Developed by the 'Digital inclusive e-government' ( Diego ) project, the platform offers a scalable, open standards-compliant solution for public administrations looking to implement e-government services from scratch or update existing ones to a more user-friendly and accessible system. The project's completion, following two years of work supported by EUR 2.5 million in funding from the European Commission, comes at a crucial time for the roll out of e-government in Europe.
On the one hand, the increasingly widespread use of mobile devices such as smart phones and tablet computers, even among the elderly and traditionally less tech-savvy citizens, is creating demand and opportunities for more inclusive online services accessible anytime, anywhere. On the other hand, public administrations are increasingly coming to realise that in many cases the e-government services they have deployed in recent years, often at substantial cost, do not meet citizens' needs or are not easily accessible to inexperienced users. And, as European Commission Vice-President Neelie Kroes, recently pointed out such systems have often been developed in isolation, creating digital borders between towns, regions and countries where physical boundaries have long disappeared (1).

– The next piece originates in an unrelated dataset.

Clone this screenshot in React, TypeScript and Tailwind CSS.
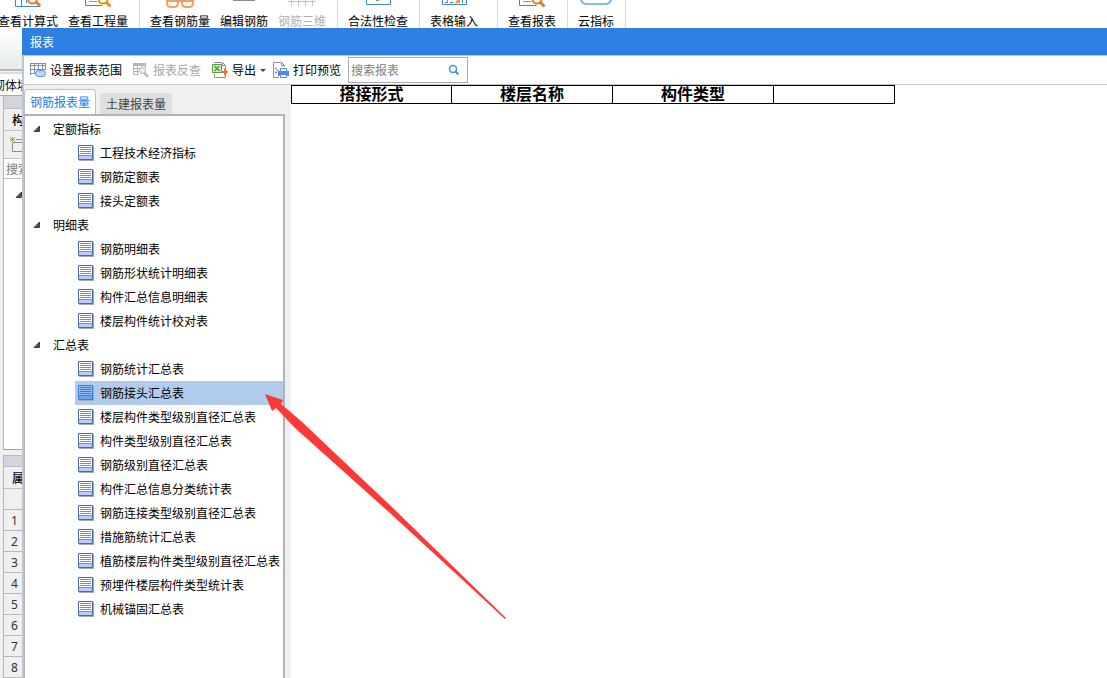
import React, { useState } from 'react';

interface ReportGroup {
  name: string;
  items: string[];
}

const reportGroups: ReportGroup[] = [
  { name: '定额指标', items: ['工程技术经济指标', '钢筋定额表', '接头定额表'] },
  {
    name: '明细表',
    items: ['钢筋明细表', '钢筋形状统计明细表', '构件汇总信息明细表', '楼层构件统计校对表'],
  },
  {
    name: '汇总表',
    items: [
      '钢筋统计汇总表',
      '钢筋接头汇总表',
      '楼层构件类型级别直径汇总表',
      '构件类型级别直径汇总表',
      '钢筋级别直径汇总表',
      '构件汇总信息分类统计表',
      '钢筋连接类型级别直径汇总表',
      '措施筋统计汇总表',
      '植筋楼层构件类型级别直径汇总表',
      '预埋件楼层构件类型统计表',
      '机械锚固汇总表',
    ],
  },
];

// Ribbon icons are scrolled up, only the lower 8px are visible
const CalcSearchIcon = () => (
  <svg className="h-2 w-7" viewBox="0 0 28 8" fill="none">
    <path d="M1.500 0v6.500h25M7.500 0v6M12.500 0v3" stroke="#3f86d2" />
    <circle cx="18.500" cy="-1" r="4.500" stroke="#ee7a25" strokeWidth="2" />
    <path d="M21.500 1.500l4.500 4" stroke="#ee7a25" strokeWidth="3" />
  </svg>
);

const SheetSearchIcon = ({ color }: { color: string }) => (
  <svg className="h-2 w-7" viewBox="0 0 28 8" fill="none">
    <path d="M1.500 0v5.500h17" stroke="#3f86d2" />
    <path d="M5 1.500h8" stroke="#8d969f" />
    <circle cx="19" cy="-1" r="4.500" stroke={color} strokeWidth="2" />
    <path d="M22 2l4.500 4.500" stroke={color} strokeWidth="3" />
  </svg>
);

const GlassesIcon = () => (
  <svg className="h-2 w-7" viewBox="0 0 28 8" fill="none" stroke="#f2a061" strokeWidth="2">
    <path d="M1 0v3q0 4 4 4h3q4 0 4-4V1M1 1h26M16 1v2q0 4 4 4h3q4 0 4-4V0" />
  </svg>
);

const EditIcon = () => (
  <svg className="h-2 w-7" viewBox="0 0 28 8">
    <path d="M3 0h22v1H3z" fill="#858e98" />
  </svg>
);

const RebarIcon = () => (
  <svg className="h-2 w-7" viewBox="0 0 28 8" fill="none" stroke="#c2c2c2">
    <path d="M0 1.500h28M3.500 0v6M10.500 0v6M17.500 0v6M24.500 0v6" />
  </svg>
);

const CheckIcon = () => (
  <svg className="h-2 w-7" viewBox="0 0 28 8" fill="none">
    <path d="M2.500 0v4.500h24V0" stroke="#3f86d2" />
    <path d="M12 0h3v1h-3z" fill="#6ab04a" />
  </svg>
);

const FormIcon = () => (
  <svg className="h-2 w-7" viewBox="0 0 28 8" fill="none">
    <path d="M2.500 0v4.500h24V0M7.500 0v1.500M5 2.500h3M10 2.500h3M22.500 0v3" stroke="#3f86d2" />
    <path d="M15 3l2-3h3v3z" fill="#ee9a35" />
  </svg>
);

const CloudIcon = () => (
  <svg className="h-2 w-8" viewBox="0 0 32 8" fill="none" stroke="#5fa4ee" strokeWidth="1.600">
    <path d="M1 0q1 4 6 4h18q5 0 6-4" />
  </svg>
);

const ReportIcon = ({ active = false }: { active?: boolean }) => (
  <svg className="h-4 w-4 shrink-0" viewBox="0 0 16 16">
    <path d="M1 1h15v15H1z" fill="#a4a8b4" />
    <path d="M.5.5h14v14H.5z" fill={active ? '#8dbdf3' : '#fff'} stroke={active ? '#3b7fd4' : '#4468b4'} />
    <path d="M1 11h13v3H1z" fill={active ? '#6aa6ec' : '#b9ccfa'} />
    <path
      d="M1 10.500h13M2 2.500h11M2 4.500h11M2 6.500h11M2 8.500h11"
      stroke={active ? '#3a80d8' : '#6a8edc'}
    />
  </svg>
);

const RangeIcon = () => (
  <svg className="h-4 w-4 shrink-0" viewBox="0 0 16 16" fill="none">
    <path d="M.5 1v12M4.500 1v11M8.500 1v8M12.500 1v7M15.500 1v7M0 3.500h16M0 7.500h15M0 11.500h5M0 1.500h16" stroke="#8290a0" />
    <rect x="5.500" y="8.500" width="10" height="6" rx="3" fill="#b9dafa" stroke="#4a90dc" />
  </svg>
);

const TraceIcon = () => (
  <svg className="h-4 w-4 shrink-0" viewBox="0 0 16 16" fill="none" stroke="#b5b5b5">
    <path d="M0 1h13v3H0z" fill="#b5b5b5" stroke="none" />
    <path d="M.5 1v11.500h6M4.500 2v10M8.500 2v3M12.500 2v4M0 6.500h7M0 9.500h6" />
    <circle cx="9.500" cy="8.500" r="3" fill="#eee" />
    <path d="M11.500 11l3.500 4" strokeWidth="2.400" />
  </svg>
);

const ExportIcon = () => (
  <svg className="h-4 w-4 shrink-0" viewBox="0 0 16 16" fill="none">
    <path d="M2.500 12v3.500h11V12M2 .5h8.500l3 3v4M10.500.5v3h3" stroke="#8b949c" />
    <path d="M.5 2.500h9v8h-9z" fill="#d8ecd0" stroke="#58a03c" />
    <path d="M2.500 4l5 5M7.500 4l-5 5" stroke="#58a03c" strokeWidth="1.600" />
    <path d="M9 9h3V6L16 10l-4 4v-3H9z" fill="#f27321" />
  </svg>
);

const PrintIcon = () => (
  <svg className="h-4 w-4 shrink-0" viewBox="0 0 16 16" fill="none">
    <path d="M6 15.500H.5V.5h8l3 3V5M8.500.5v3h3" stroke="#8b949c" />
    <path d="M2 6.500h2M3.500 8.500h2M2 10.500h2" stroke="#8b949c" strokeWidth="1.300" />
    <path d="M5 9h11v5H5z" fill="#4a90e0" />
    <path d="M7.500 6.500h6v3h-6z" fill="#fff" stroke="#4a90e0" />
    <path d="M7.500 12.500h6v3h-6z" fill="#fff" stroke="#4a90e0" />
  </svg>
);

const NewFileIcon = () => (
  <svg className="h-4 w-4 shrink-0" viewBox="0 0 16 16" fill="none">
    <path d="M2.500 6v8.500H16M6 2.500h10M2.500 5.500H16" stroke="#7f93a6" />
    <path d="M0 0l5 5M5 0L0 5M2.500 0v5M0 2.500h5" stroke="#f0a030" />
  </svg>
);

const Triangle = () => (
  <svg className="h-2 w-2 shrink-0" viewBox="0 0 8 8">
    <path d="M6.500 1v5.500H1z" fill="#505050" stroke="#222" strokeWidth=".8" />
  </svg>
);

const RibbonButton = ({ label, icon, disabled }: { label: string; icon: React.ReactNode; disabled?: boolean }) => (
  <button
    type="button"
    disabled={disabled}
    className="flex shrink-0 flex-col items-center gap-1.5 px-[5px] leading-[14px] whitespace-nowrap disabled:text-[#b0b0b0]"
  >
    {icon}
    <span>{label}</span>
  </button>
);

const Ribbon = () => {
  const groupClass = 'flex shrink-0 border-r border-[#d9d9d9] pl-[5px] pr-1.5';

  return (
    <header className="-ml-3 flex h-7 shrink-0 bg-white">
      <div className={groupClass}>
        <RibbonButton label="查看计算式" icon={<CalcSearchIcon />} />
        <RibbonButton label="查看工程量" icon={<SheetSearchIcon color="#ee8f1c" />} />
      </div>
      <div className={groupClass}>
        <RibbonButton label="查看钢筋量" icon={<GlassesIcon />} />
        <RibbonButton label="编辑钢筋" icon={<EditIcon />} />
        <RibbonButton label="钢筋三维" icon={<RebarIcon />} disabled />
      </div>
      <div className={groupClass}>
        <RibbonButton label="合法性检查" icon={<CheckIcon />} />
      </div>
      <div className={`${groupClass} w-[78px]`}>
        <RibbonButton label="表格输入" icon={<FormIcon />} />
      </div>
      <div className={groupClass}>
        <RibbonButton label="查看报表" icon={<SheetSearchIcon color="#ee7a25" />} />
      </div>
      <div className={groupClass}>
        <RibbonButton label="云指标" icon={<CloudIcon />} />
      </div>
    </header>
  );
};

// Part of the main window that stays visible left of the report dialog
const BackgroundStrip = () => (
  <aside className="w-[22px] shrink-0 overflow-hidden bg-[#f0f0f0] whitespace-nowrap">
    <div className="h-[41px] bg-linear-to-b from-white to-[#e6ebec]" />
    <div className="h-[5px] border-y-2 border-[#b4b8bc] border-b-[#dcdcdc] bg-[#f0f0f0]" />
    <div className="flex h-[22px] items-center border-b border-[#a8a8a8] bg-white">
      <span className="-ml-[7px]">砌体墙</span>
    </div>
    <div className="ml-[3px] border-l border-[#b4b4b4]">
      <div className="h-[13px] border-b border-[#b8bcc6] bg-[#d2d5dd]" />
      <div className="h-[22px] border-b border-[#c0c0c0] pl-2 leading-[22px] font-medium">构件</div>
      <div className="flex h-[28px] items-center border-b border-[#c0c0c0] pl-1.5">
        <NewFileIcon />
      </div>
      <div className="h-5 border-b border-[#c0c0c0] bg-white pl-0.5 leading-5 text-[#777]">搜索</div>
      <div className="flex h-[271px] border-b border-[#a0a0a0] bg-white pt-3 pl-[11px]">
        <Triangle />
      </div>
    </div>
    <div className="mt-[5px] ml-[3px] border-l border-[#b4b4b4]">
      <div className="h-3 border-y border-[#b8bcc6] bg-[#d2d5dd]" />
      <div className="h-[22px] border-b border-[#c0c0c0] pl-2 leading-[22px] font-medium">属性</div>
      <div className="h-[21px] border-b border-[#b8b8b8]" />
      {[1, 2, 3, 4, 5, 6, 7, 8].map((row) => (
        <div
          key={row}
          className="h-[21px] border-b border-[#b8b8b8] pl-[7px] font-['Noto_Sans',sans-serif] leading-[21px] text-[#333]"
        >
          {row}
        </div>
      ))}
    </div>
  </aside>
);

const Toolbar = () => {
  const buttonClass = 'flex h-6 shrink-0 items-center gap-1 rounded pl-1 whitespace-nowrap disabled:text-[#a6a6a6]';

  return (
    <div className="flex h-[30px] items-center gap-[3px] border-y border-[#c3c6cd] bg-white pl-0.5">
      <button type="button" className={`${buttonClass} pr-1`}>
        <RangeIcon />
        设置报表范围
      </button>
      <button type="button" disabled className={`${buttonClass} pr-1`}>
        <TraceIcon />
        报表反查
      </button>
      <button type="button" className={buttonClass}>
        <ExportIcon />
        导出
        <svg className="h-[3px] w-1.5" viewBox="0 0 6 3">
          <path d="M0 0h6L3 3z" fill="#444" />
        </svg>
      </button>
      <button type="button" className={`${buttonClass} pr-1`}>
        <PrintIcon />
        打印预览
      </button>
      <label className="flex h-[26px] w-[120px] items-center border border-[#aaaaaa] bg-white pr-[7px] pl-0.5">
        <input
          type="text"
          aria-label="搜索报表"
          placeholder="搜索报表"
          className="min-w-0 flex-1 outline-none placeholder:text-[#808080]"
        />
        <svg className="h-3 w-3" viewBox="0 0 12 12" fill="none" stroke="#3f94cf">
          <circle cx="5" cy="5" r="3.500" strokeWidth="1.500" />
          <path d="M7.500 7.500l3 3" strokeWidth="2" />
        </svg>
      </label>
    </div>
  );
};

const ReportTree = () => {
  const [selected, setSelected] = useState('钢筋接头汇总表');
  const [closed, setClosed] = useState<string[]>([]);

  const toggle = (name: string) => {
    setClosed((prev) => (prev.includes(name) ? prev.filter((n) => n !== name) : [...prev, name]));
  };

  return (
    <ul className="flex-1 border-t-2 border-r-2 border-l border-[#b4b4b8] bg-white pt-px">
      {reportGroups.map((group) => (
        <li key={group.name}>
          <button
            type="button"
            aria-expanded={!closed.includes(group.name)}
            onClick={() => toggle(group.name)}
            className="flex h-6 w-full items-center gap-3 pl-2"
          >
            <Triangle />
            {group.name}
          </button>
          {!closed.includes(group.name) && (
            <ul className="pl-[50px]">
              {group.items.map((item) => (
                <li key={item}>
                  <button
                    type="button"
                    onClick={() => setSelected(item)}
                    className={`flex h-6 w-full items-center gap-1.5 pl-[3px] whitespace-nowrap ${
                      selected === item ? 'bg-[#b0cbec]' : ''
                    }`}
                  >
                    <ReportIcon active={selected === item} />
                    {item}
                  </button>
                </li>
              ))}
            </ul>
          )}
        </li>
      ))}
    </ul>
  );
};

const Sidebar = () => {
  const [tab, setTab] = useState('钢筋报表量');

  return (
    <div className="flex w-[267px] shrink-0 flex-col bg-[#f0f0f0] pt-1 pr-1.5">
      <div role="tablist" className="flex h-[25px] items-end gap-1">
        {['钢筋报表量', '土建报表量'].map((name) => (
          <button
            key={name}
            type="button"
            role="tab"
            aria-selected={tab === name}
            onClick={() => setTab(name)}
            className={
              tab === name
                ? 'h-[25px] rounded-t border border-b-0 border-[#c0c0c0] bg-white px-[5px] text-[#1e80e4]'
                : 'h-[21px] rounded-t bg-[#dedede] px-1.5 text-[#444]'
            }
          >
            {name}
          </button>
        ))}
      </div>
      <ReportTree />
    </div>
  );
};

const App: React.FC = () => {
  return (
    <div className="relative flex h-screen flex-col overflow-hidden bg-white font-['Noto_Sans_CJK_SC','Noto_Sans',sans-serif] text-xs text-black">
      <Ribbon />
      <div className="flex min-h-0 flex-1">
        <BackgroundStrip />
        <section className="flex min-w-0 flex-1 flex-col">
          <h1 className="h-[27px] shrink-0 bg-[#2d7fe1] pl-2 leading-[27px] text-white">报表</h1>
          <div className="flex min-h-0 flex-1 flex-col border-l-2 border-[#bfc4d2]">
            <Toolbar />
            <div className="flex min-h-0 flex-1">
              <Sidebar />
              <main className="min-w-0 flex-1 bg-white">
                <table className="w-[604px] table-fixed border-collapse font-['Noto_Sans_CJK_SC',sans-serif] text-base leading-[14px]">
                  <colgroup>
                    <col className="w-[160px]" />
                    <col className="w-[161px]" />
                    <col className="w-[161px]" />
                    <col />
                  </colgroup>
                  <thead>
                    <tr>
                      {['搭接形式', '楼层名称', '构件类型', ''].map((title, index) => (
                        <th key={index} className="h-[18px] border border-black p-0 align-top font-bold">
                          {title}
                        </th>
                      ))}
                    </tr>
                  </thead>
                </table>
              </main>
            </div>
          </div>
        </section>
      </div>

      {/* Arrow pointing at the selected report */}
      <svg
        className="pointer-events-none absolute top-[394px] left-[265px] h-[226px] w-[241px]"
        viewBox="0 0 241 226"
      >
        <path d="M0 0L18 6L16 10L36 27L130 116L241 224L240 225L126 120L30 34L11 14L7 17Z" fill="#fb3a38" />
      </svg>
    </div>
  );
};

export default App;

'Over the last five to 10 years, public administrations of all sizes have spent millions on e-government services but often they weren't planned or designed very well. The result is people don't use them, and in many cases penetration is as low as 10 or 15 %,' explains Alejandro Echeverría, marketing director at IDI EIKON in Spain, the Diego coordinating partner.
The Diego platform aims to overcome that problem. It is designed with user-friendliness firmly in mind, allowing anyone, regardless of their level of digital literacy, to access online services through an adaptable and intuitive interface. And, as a web-based standards-compliant system, it is accessible from any device, including smart phones, televisions and digital kiosks in public locations.
For administrations, implementing the Diego system is cost-effective and relatively straightforward, even in cases where they have legacy e-government systems that need to be updated or transferred.
'The basic framework for the system is the same for all applications and the use of open standards, and its provision as software-as-a-service, helps overcome interoperability issues. However, some services need to be tailored specifically to the requirements of individual administrations. For example, data protection and data management laws are different in every country, so how data is stored and accessed, whether locally or using cloud resources, varies in each case,' Mr Echeverría explains.
The differences were underscored in seven pilot deployments of the Diego platform involving public administrations in Cyprus, Ireland, Italy, Spain and the United Kingdom. In each case a variety of different e-services were developed or migrated onto the Diego system. In the trials, citizens could access a range of e-government services: they could arrange appointments with local councillors, find out about training courses, renew their ID cards or look for jobs. End users, including less experienced elderly citizens, generally found the system easy to use, and appreciated the range of services on offer.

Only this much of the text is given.